「技術移転」の名目で来日してもらいながら、人手不足を補うため劣悪な環境で働かせているーー。日本の外国人技能実習制度は、国連の人種差別撤廃委員会から「虐待的かつ搾取的な慣行」と非難されています。
法務省のまとめでは、2018年には実習生全体の2%に相当する約9千人が失踪。来日時に背負った多額の借金が要因とされ、指宿昭一弁護士は「債務労働という意味での奴隷労働だ」と指摘します。
「ビジネスと人権」を特集してきたハフポスト日本版は、外国人労働問題に詳しい指宿弁護士と、同制度を利用している企業の担当者を招いて勉強会を開催。企業はどうすれば実習生の人権を守ることができるのか、人権デューデリジェンス(DD)の観点から考えました。
多額の手数料で借金、奴隷的な労働に
2回目となる「ビジネスと人権」勉強会は9月6日にオンライン形式で開き、企業や大学、メディアなどから参加者が集まりました。
長年、外国人労働問題に取り組み、7月にはアメリカ国務省から「人身売買と闘うヒーロー」に選ばれた指宿弁護士。制度の問題点としてまず指摘したのが、実習生が来日前に支払う手数料でした。

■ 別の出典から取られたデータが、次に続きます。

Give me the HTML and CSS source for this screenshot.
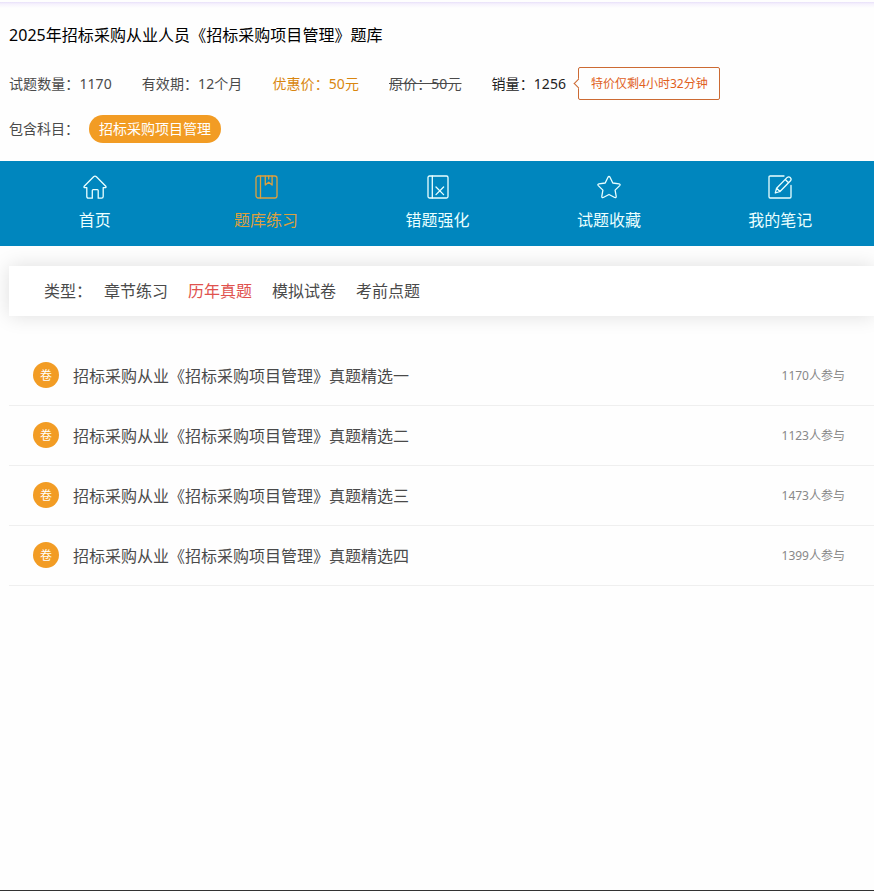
FILE: index.html
```html
<!DOCTYPE html>
<html lang="zh-CN">
<head>
  <meta charset="UTF-8">
  <meta name="viewport" content="width=device-width, initial-scale=1.0">
  <title>招标采购项目管理题库</title>
  <link rel="stylesheet" href="styles.css">
</head>
<body>
  <div class="header">
    <h1 class="title">2025年招标采购从业人员《招标采购项目管理》题库</h1>
    <div class="info">
      <span>试题数量：1170</span>
      <span>有效期：12个月</span>
      <span class="price">优惠价：50元</span>
      <span class="old-price">原价：50元</span>
      <span class="sales">销量：1256</span>
      <span class="countdown">特价仅剩4小时32分钟</span>
    </div>
    <div class="subject">
      <span>包含科目：</span>
      <a class="subject-tag">招标采购项目管理</a>
    </div>
  </div>

  <div class="nav">
    <a class="nav-item">
      <svg class="nav-icon" viewBox="0 0 24 24"><path d="M3.8 12.6H1.4Q.6 12.2 1.2 11.3L10.6 1.7Q12 .5 13.4 1.7L22.8 11.3Q23.4 12.2 22.6 12.6H20.2V21.5Q20.2 23.2 18.5 23.2H15.2V15.5Q15.2 14.6 14.3 14.6H10.2Q9.3 14.6 9.3 15.5V23.2H5.5Q3.8 23.2 3.8 21.5Z"/></svg>
      <span>首页</span>
    </a>
    <a class="nav-item active">
      <svg class="nav-icon" viewBox="0 0 24 24"><rect x="2" y="1" width="21" height="22" rx="2.2"/><path d="M6.5 1V23M11.3 1V10L14.7 7.2L18.1 10V1M14.7 1V4"/></svg>
      <span>题库练习</span>
    </a>
    <a class="nav-item">
      <svg class="nav-icon" viewBox="0 0 24 24"><rect x="2" y="1" width="20" height="22" rx="1.5"/><path d="M6.3 1V23M10 12L17.6 19.6M17.6 12L10 19.6"/></svg>
      <span>错题强化</span>
    </a>
    <a class="nav-item">
      <svg class="nav-icon" viewBox="0 0 24 24"><path d="M11 2.2Q12 .8 13 2.2L15.8 8L22.1 8.9Q23.8 9.3 22.7 10.6L18.1 15.1L19.2 21.3Q19.3 23 17.7 22.5L12 19.5L6.3 22.5Q4.7 23 4.8 21.3L5.9 15.1L1.3 10.6Q.2 9.3 1.9 8.9L8.2 8Z"/></svg>
      <span>试题收藏</span>
    </a>
    <a class="nav-item">
      <svg class="nav-icon" viewBox="0 0 24 24"><path d="M16 1H2.2Q1 1 1 2.2V21.8Q1 23 2.2 23H21.8Q23 23 23 21.8V10.5"/><path d="M7.3 18L8.6 13.2L19.2 2.4Q20.8 1.2 22.3 2.6Q23.8 4.2 22.5 5.7L12 16.5ZM8.6 13.2L12 16.5M17.3 4.5L20.5 7.7"/></svg>
      <span>我的笔记</span>
    </a>
  </div>

  <div class="filter">
    <span class="filter-label">类型：</span>
    <a>章节练习</a>
    <a class="current">历年真题</a>
    <a>模拟试卷</a>
    <a>考前点题</a>
  </div>

  <div class="list">
    <div class="row">
      <span class="badge">卷</span>
      <a class="row-title">招标采购从业《招标采购项目管理》真题精选一</a>
      <span class="count">1170人参与</span>
    </div>
    <div class="row">
      <span class="badge">卷</span>
      <a class="row-title">招标采购从业《招标采购项目管理》真题精选二</a>
      <span class="count">1123人参与</span>
    </div>
    <div class="row">
      <span class="badge">卷</span>
      <a class="row-title">招标采购从业《招标采购项目管理》真题精选三</a>
      <span class="count">1473人参与</span>
    </div>
    <div class="row">
      <span class="badge">卷</span>
      <a class="row-title">招标采购从业《招标采购项目管理》真题精选四</a>
      <span class="count">1399人参与</span>
    </div>
  </div>
</body>
</html>
```
FILE: styles.css
```css
* {
  box-sizing: border-box;
}

body {
  margin: 0;
  height: 891px;
  display: flex;
  flex-direction: column;
  overflow: hidden;
  font-family: "Noto Sans", "Noto Sans CJK SC", sans-serif;
  font-size: 14px;
  color: #4a4a4a;
  background: #fefefe;
  border-bottom: 1px solid #333;
}

.header {
  height: 161px;
  padding: 19px 9px 0;
  background: linear-gradient(#fefefe 2px, #e8e0fa 2px, #f6f2fd 4px, #fefefe 8px);
}

.title {
  margin: 0;
  font-size: 16px;
  font-weight: 400;
  line-height: 32px;
  letter-spacing: 0.04px;
  color: #000;
}

.info {
  display: flex;
  gap: 30px;
  height: 33px;
  margin-top: 16px;
  line-height: 33px;
  letter-spacing: 0.08px;
  white-space: nowrap;
}

.price {
  color: #d9860f;
}

.old-price {
  text-decoration: line-through;
}

.sales {
  color: #222;
}

.countdown {
  position: relative;
  margin-left: -18px;
  padding: 0 11px 0 12px;
  font-size: 12px;
  line-height: 32px;
  letter-spacing: 0;
  color: #e0601c;
  border: 1px solid #cc6a33;
  border-radius: 2px;
}

/* arrow pointing at the sales number */
.countdown::before {
  content: "";
  position: absolute;
  left: -4px;
  top: 12px;
  width: 6px;
  height: 6px;
  background: #fefefe;
  border-left: 1px solid #cc6a33;
  border-bottom: 1px solid #cc6a33;
  transform: rotate(45deg);
}

.subject {
  display: flex;
  gap: 10px;
  margin-top: 15px;
  line-height: 28px;
}

.subject-tag {
  height: 28px;
  padding: 0 10px;
  color: #fff;
  background: #f29c24;
  border-radius: 14px;
}

.nav {
  display: flex;
  height: 85px;
  padding: 0 8px 0 9px;
  background: #0086be;
}

.nav-item {
  flex: 1;
  display: flex;
  flex-direction: column;
  align-items: center;
  padding-top: 14px;
  font-size: 16px;
  line-height: 24px;
  color: #eaffff;
}

.nav-item.active {
  color: #dda03e;
}

.nav-icon {
  width: 24px;
  height: 24px;
  margin-bottom: 9px;
  fill: none;
  stroke: currentColor;
  stroke-width: 1.3;
  stroke-linejoin: round;
  stroke-linecap: round;
}

.filter {
  display: flex;
  gap: 20px;
  height: 50px;
  margin: 20px 0 0 9px;
  padding-left: 35px;
  font-size: 16px;
  line-height: 50px;
  background: #fff;
  box-shadow: 0 0 20px rgba(0, 0, 0, 0.13);
}

.filter-label {
  margin-right: -8px;
}

.current {
  color: #e0524e;
}

.list {
  margin: 30px 0 0 9px;
}

.row {
  display: flex;
  align-items: center;
  height: 60px;
  padding: 0 29px 2px 24px;
  border-bottom: 1px solid #efefef;
}

.badge {
  width: 26px;
  height: 26px;
  margin-right: 14px;
  line-height: 28px;
  text-align: center;
  font-size: 12px;
  color: #fff;
  background: #f29c24;
  border-radius: 50%;
}

.row-title {
  flex: 1;
  font-size: 16px;
}

.count {
  font-size: 12px;
  color: #888;
}
```
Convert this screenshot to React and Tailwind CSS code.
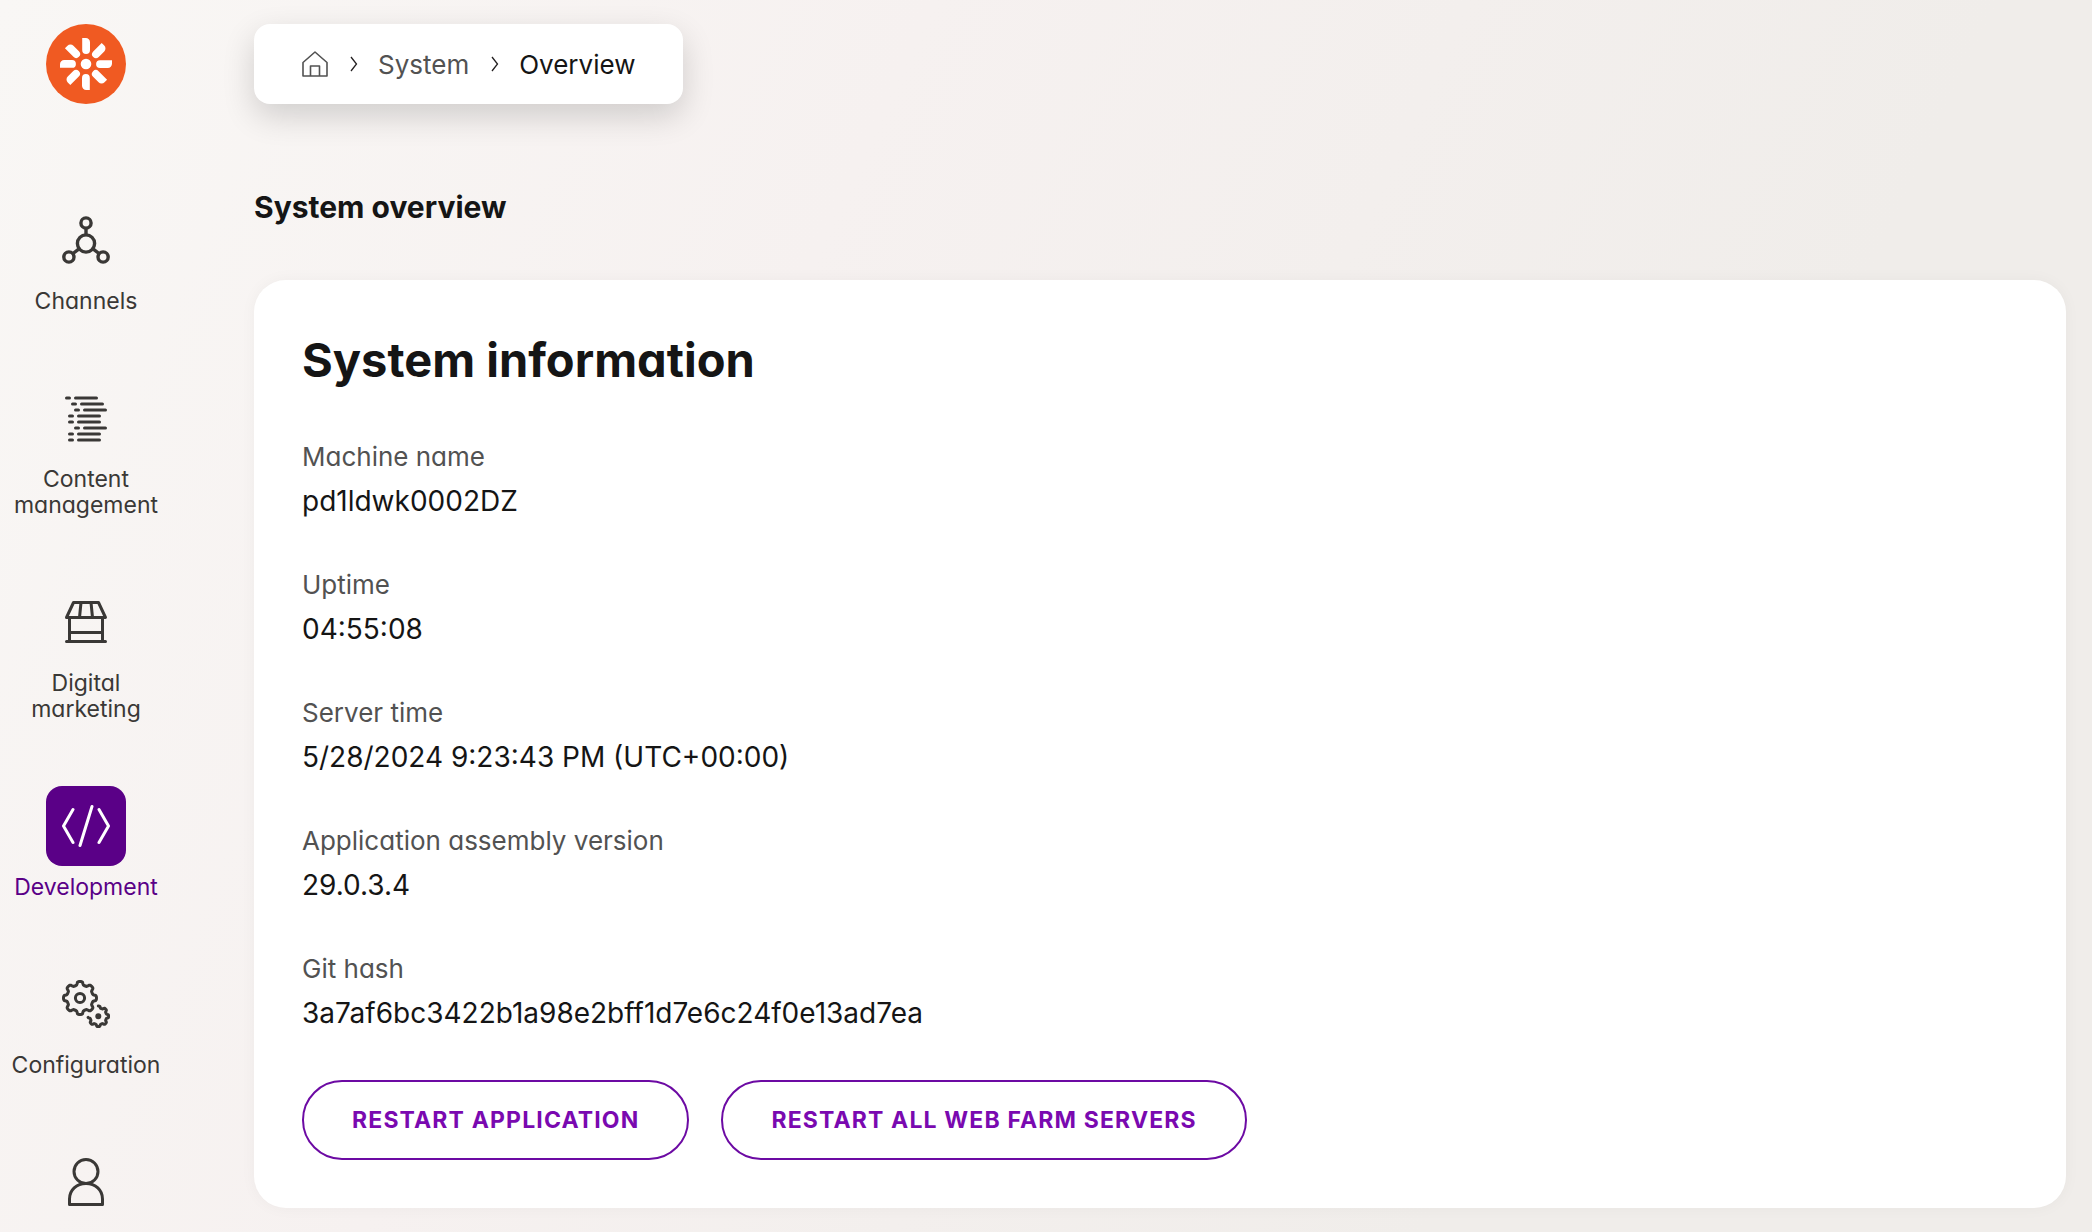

「実習生は多額の手数料を本国の送り出し機関に徴収されます。そのため、日本では、借金を返しながら働くという債務労働的な状況になっています」
ベトナムの場合、その額は年収の数倍に相当する100万円前後。他国でも数十万円はかかるため、借金を抱えた状態で来日する実習生が少なくなく、結果的に「奴隷的な労働状況」にならざるを得ないといいます。
さらに、送り出し機関が実習生に対し、日本で労働基準監督署や労働組合などに相談することや、妊娠・出産を禁止するルールを押し付け、違約金も科す事例があるそうです。
厚生労働省のまとめでは、実習生を雇う日本企業で、労働時間や安全基準などの法令違反が2019年に6796件確認されたにもかかわらず、実習生本人からの申告は107件(同年)だけでした。指宿氏は「ほとんどの実習生がものを言えない状況」と問題視しています。
手数料を企業が肩代わり
技能実習制度のこうした問題をふまえ、対策に乗り出した企業の一つが、繊維商社「帝人フロンティア」(本社・大阪市)です。環境安全・品質保証部長の岡本真人さんは、「手数料」をめぐる独自の取り組みを紹介しました。
同社はグループ内の複数の繊維工場で実習生を雇用していますが、5年前に聞き取り調査をしたところ、実習生の約4割が借金を抱えていることが判明しました。
同社は「そもそも手数料はリクルートにかかるフィー(費用)であり、日本では求人する側が負担している。実習先が払うべきだ」と判断。借金が失踪などのトラブルにつながる可能性もあることから、2020年から同社側で手数料を負担するようにしたといいます。
また、母国での仕事に活用できるよう、丁寧な技術指導を心がけ、居住環境や健康管理にも気を配っているといいます。岡本さんは「実習生に満足して帰国してもらえれば、またいい人材が来てくれる。好循環にもつながります」と語りました。
工場労働者向けに相談アプリも
一方、子ども服「ミキハウス」を展開する三起商行(本社・大阪府八尾市)は、実習生を直接雇用していませんが、取引先で働く実習生の労働環境に配慮した取り組みを行っています。
企画本部品質管理部長の上田泰三さんによると、同社は2016年にミャンマーにある取引先の工場が、国際人権NGOから指導を受けました。その後、国内外のサプライチェーンを調べたところ、国内では25の取引先の工場で技能実習生を雇っていることがわかり、18~19年に聞き取り調査を実施したそうです。
それを機に導入したのが、一般社団法人「ASSC(アスク)」が開発したスマホ用アプリでした。英語、ベトナム語、中国語、タイ語など計8言語に対応し、実習生など工場労働者に利用してもらうことで、困り事や悩み事を第三者の窓口に連絡できるようにしました。
実習生は「重要なパートナー」
同社では今のところ、大きな問題は見つかっていないと言いますが、上田さんは実習生をめぐる人権侵害の問題について「どの企業にも起こりうる。『対岸の火事』ではない」と指摘します。
「実習生たちは重要なパートナーであり、彼らを尊重し、日本が選ばれることが大切です。帰国したあとも、消費者や旅行者として私たちに恩恵を与えてくれることもあります。行政の力を借りながら、これからも問題の解決に取り組んでいきたい」と話しました。